:: Data ::

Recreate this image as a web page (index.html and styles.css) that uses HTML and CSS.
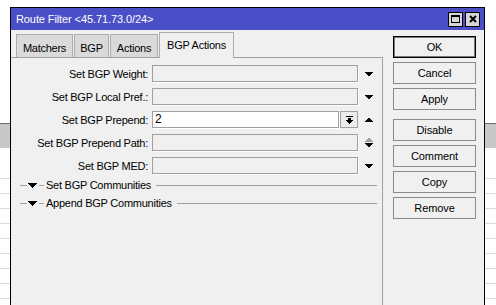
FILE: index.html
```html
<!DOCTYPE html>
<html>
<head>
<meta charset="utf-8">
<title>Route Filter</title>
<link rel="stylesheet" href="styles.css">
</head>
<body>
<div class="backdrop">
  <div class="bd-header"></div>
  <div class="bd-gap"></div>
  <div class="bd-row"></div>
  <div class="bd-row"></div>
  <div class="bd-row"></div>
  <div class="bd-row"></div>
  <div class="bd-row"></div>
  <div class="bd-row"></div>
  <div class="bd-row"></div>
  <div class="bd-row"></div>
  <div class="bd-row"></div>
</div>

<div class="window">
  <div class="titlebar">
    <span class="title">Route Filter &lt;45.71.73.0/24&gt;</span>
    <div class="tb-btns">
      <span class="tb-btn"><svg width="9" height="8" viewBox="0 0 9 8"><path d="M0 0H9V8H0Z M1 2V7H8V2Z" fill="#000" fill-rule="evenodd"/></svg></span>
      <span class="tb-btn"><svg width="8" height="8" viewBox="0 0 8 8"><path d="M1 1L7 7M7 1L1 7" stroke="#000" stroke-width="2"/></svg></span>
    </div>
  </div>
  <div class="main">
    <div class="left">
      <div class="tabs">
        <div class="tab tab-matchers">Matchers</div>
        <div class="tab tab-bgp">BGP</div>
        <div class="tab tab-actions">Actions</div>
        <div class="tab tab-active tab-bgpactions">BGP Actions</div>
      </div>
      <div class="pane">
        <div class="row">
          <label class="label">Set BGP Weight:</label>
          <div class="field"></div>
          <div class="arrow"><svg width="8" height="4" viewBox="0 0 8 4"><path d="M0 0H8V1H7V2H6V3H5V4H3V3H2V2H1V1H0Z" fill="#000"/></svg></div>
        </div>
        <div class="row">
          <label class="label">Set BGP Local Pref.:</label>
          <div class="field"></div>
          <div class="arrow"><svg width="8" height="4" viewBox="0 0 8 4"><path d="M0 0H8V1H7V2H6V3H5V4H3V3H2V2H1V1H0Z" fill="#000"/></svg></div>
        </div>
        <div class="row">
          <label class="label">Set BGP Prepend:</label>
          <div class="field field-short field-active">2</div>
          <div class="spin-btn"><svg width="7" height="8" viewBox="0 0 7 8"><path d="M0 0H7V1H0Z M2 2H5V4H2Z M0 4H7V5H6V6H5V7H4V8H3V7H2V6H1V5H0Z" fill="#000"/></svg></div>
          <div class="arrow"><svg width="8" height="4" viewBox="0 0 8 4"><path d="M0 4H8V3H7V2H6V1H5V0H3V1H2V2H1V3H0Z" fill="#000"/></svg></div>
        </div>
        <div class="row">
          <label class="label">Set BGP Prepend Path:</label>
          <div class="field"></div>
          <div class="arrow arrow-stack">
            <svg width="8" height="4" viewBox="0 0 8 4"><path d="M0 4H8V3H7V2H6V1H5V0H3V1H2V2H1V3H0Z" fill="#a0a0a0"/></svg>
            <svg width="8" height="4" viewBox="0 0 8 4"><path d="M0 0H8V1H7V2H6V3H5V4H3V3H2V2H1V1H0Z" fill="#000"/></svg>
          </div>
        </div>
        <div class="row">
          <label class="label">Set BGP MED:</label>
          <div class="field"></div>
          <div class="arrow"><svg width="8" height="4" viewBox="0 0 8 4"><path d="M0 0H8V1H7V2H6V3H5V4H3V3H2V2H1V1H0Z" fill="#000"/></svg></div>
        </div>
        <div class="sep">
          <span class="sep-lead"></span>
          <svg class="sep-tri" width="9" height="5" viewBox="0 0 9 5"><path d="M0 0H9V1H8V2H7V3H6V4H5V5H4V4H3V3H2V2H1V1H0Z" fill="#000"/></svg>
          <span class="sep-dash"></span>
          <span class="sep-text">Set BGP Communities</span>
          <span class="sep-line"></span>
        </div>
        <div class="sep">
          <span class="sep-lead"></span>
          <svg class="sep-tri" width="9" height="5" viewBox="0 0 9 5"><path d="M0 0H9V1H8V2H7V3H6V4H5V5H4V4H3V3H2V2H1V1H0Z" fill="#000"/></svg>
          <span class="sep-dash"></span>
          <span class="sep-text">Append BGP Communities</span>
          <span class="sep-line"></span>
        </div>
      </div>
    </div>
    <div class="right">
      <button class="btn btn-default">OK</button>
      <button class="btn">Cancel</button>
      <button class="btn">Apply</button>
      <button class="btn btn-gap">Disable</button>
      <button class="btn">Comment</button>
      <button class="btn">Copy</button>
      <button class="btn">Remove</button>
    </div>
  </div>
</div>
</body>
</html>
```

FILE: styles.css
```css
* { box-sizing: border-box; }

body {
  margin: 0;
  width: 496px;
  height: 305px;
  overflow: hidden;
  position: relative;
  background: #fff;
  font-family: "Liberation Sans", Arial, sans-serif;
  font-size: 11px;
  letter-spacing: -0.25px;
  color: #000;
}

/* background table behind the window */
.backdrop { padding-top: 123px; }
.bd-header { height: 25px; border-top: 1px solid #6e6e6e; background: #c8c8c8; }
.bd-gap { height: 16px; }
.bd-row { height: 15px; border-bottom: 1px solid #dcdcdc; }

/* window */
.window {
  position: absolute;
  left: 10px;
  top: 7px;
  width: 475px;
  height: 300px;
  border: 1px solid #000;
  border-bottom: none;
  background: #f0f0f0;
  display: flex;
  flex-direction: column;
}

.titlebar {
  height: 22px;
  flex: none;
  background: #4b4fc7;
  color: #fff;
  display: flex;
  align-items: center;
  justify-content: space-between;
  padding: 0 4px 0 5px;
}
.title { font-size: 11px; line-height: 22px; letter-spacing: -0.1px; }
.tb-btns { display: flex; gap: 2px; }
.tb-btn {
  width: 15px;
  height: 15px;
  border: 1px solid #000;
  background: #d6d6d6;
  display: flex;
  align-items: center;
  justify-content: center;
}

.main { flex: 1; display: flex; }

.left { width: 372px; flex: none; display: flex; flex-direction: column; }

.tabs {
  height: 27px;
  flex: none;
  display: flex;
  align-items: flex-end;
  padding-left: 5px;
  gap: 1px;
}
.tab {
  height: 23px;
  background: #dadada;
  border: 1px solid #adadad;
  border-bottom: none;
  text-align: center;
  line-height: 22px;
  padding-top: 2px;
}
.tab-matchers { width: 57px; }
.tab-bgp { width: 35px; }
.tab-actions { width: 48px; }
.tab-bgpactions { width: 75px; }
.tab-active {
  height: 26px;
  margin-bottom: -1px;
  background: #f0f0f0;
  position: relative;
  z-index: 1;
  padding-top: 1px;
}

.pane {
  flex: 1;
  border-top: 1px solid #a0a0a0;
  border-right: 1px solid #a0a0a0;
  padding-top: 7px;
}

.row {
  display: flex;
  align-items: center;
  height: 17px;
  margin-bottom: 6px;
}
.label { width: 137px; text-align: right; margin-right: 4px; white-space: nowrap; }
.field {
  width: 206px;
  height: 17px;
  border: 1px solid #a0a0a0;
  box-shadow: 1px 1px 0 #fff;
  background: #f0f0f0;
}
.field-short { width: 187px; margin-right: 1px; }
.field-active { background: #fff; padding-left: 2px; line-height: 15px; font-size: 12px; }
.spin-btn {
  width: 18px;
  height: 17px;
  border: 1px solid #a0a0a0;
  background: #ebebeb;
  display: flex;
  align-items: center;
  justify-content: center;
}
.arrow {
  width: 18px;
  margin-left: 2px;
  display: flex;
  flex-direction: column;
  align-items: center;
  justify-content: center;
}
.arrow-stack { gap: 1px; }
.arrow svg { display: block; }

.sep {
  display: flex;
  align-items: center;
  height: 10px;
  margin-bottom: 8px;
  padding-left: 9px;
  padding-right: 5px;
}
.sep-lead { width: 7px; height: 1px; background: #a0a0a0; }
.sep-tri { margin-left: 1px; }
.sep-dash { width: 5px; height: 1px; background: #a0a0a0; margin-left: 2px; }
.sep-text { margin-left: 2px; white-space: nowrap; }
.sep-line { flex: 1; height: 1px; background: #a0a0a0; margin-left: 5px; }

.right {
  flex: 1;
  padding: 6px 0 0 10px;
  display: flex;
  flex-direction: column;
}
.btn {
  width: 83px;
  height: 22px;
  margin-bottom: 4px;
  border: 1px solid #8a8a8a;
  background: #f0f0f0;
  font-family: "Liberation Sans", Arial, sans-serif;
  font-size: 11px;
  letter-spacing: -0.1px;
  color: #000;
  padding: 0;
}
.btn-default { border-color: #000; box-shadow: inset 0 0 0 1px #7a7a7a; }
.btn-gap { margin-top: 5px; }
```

:::
:: Data ::

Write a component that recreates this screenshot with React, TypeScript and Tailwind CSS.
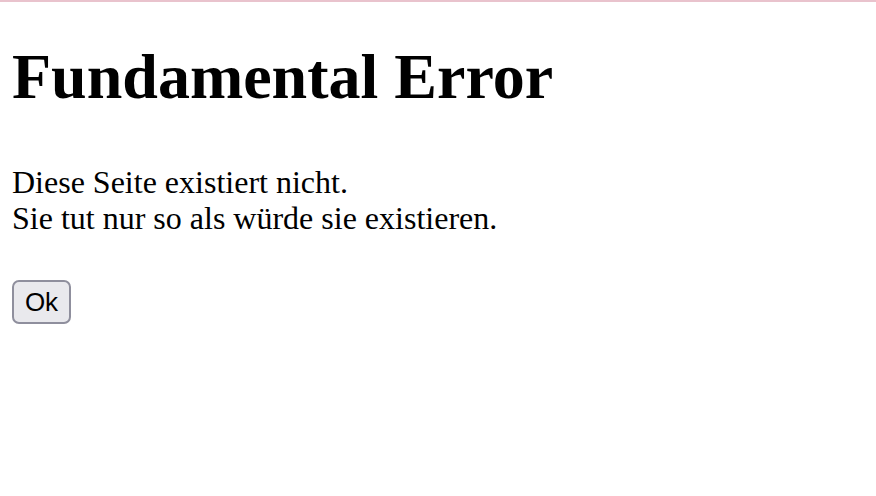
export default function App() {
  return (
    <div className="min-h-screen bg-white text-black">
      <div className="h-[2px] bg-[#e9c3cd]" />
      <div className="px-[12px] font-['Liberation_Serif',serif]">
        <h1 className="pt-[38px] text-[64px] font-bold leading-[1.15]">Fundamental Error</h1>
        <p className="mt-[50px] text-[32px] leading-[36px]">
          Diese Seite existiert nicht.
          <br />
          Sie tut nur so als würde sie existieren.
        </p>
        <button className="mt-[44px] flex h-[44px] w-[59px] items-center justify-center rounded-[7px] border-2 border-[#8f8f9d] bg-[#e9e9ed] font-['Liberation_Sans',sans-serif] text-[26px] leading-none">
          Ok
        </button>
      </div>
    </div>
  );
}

:::

■ Set problem ■
The word "index" may appear on some lines of these records; state how many such lines there are, and nothing else.

■ Full answer ■
3